GBP lost almost 2% last week.
The latest move lower was kicked up by trade minister Liam Fox’s warning that, with Britain less than 8 months from its scheduled EU departure date in March, there was a 60% chance of leaving without a deal.
The moves were certainly exacerbated by a big USD rally, and GBP has since clawed back the worst of its losses Vs EUR, rebounding from 10-month lows .
But the worry, say analysts, is that in the absence of any conclusive developments towards a deal over the coming months, GBP’s dive will accelerate while the clock ticks down on the deadline and hedge funds are tempted into betting against the currency.
And clouding the vision are major political events
PM Theresa May’s Conservative Party conference in early October, and meetings of EU leaders in late September and then mid-October.

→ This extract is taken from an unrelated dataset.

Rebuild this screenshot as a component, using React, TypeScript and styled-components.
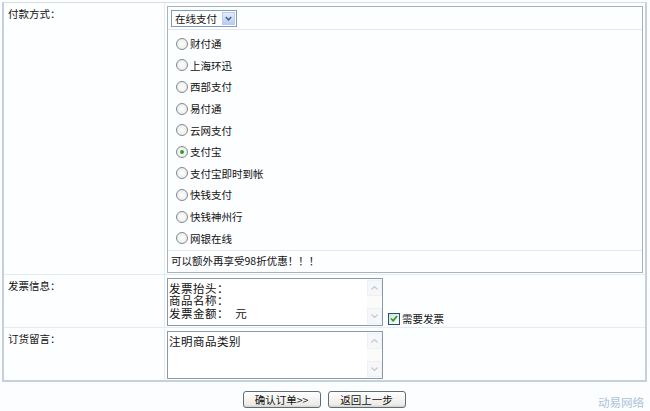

“There’s no guaranteed date for when Brexit progress or hard Brexit will be known by apart from exit day on 29 March 2019,” Nomura analysts told clients, describing a “hard BREXIT” as a “cliff edge” moment in which Britain crashes out of the EU in March 2019 without any future trading arrangements in place.
“We find that we are very much in the early stages of pricing for a hard BREXIT.”
How will Sterling trade in the later stages, then?
Most economists still believe Britain will reach a deal with the EU. But the latest Reuters polls indicate risk of no deal have risen to 25%, Vs 20% in July.
Some bookmakers price even higher odds, above 40%.
If that does not happen , Britain’s currency would crash to 1.20 – from Tuesday’s 1.2750 mark, the Reuters poll showed, a fall of around 6%. But GBP is forecast to rise to 1.34 by end-January if an agreement is reached.
Reflecting the uncertainly the price investors are prepared to pay for the future right to sell sterling has rocketed.
3-month GBP/USD risk reversals, a gauge of Put-to-Pall options, have plunged to their weakest level since January 2017, indicating heightened demand for ‘puts’ — derivatives that give holders the right to sell an asset.
‘Call’ options give the right to buy.
As BREXIT approaches, more wild price swings are likely.
Shorting sterling remains a risky play.
Should Britain retain close trading ties with the EU, GBPcould jump towards its post-BREXIT referendum high of 1.4377 reached in April. A BREXITon these terms would also clear the path for the Bank of England to tighten monetary policy further.
So, since it is likely there will be a EU trade deal and an enhanced US trade agreement, The Great British Pound looks cheap t me.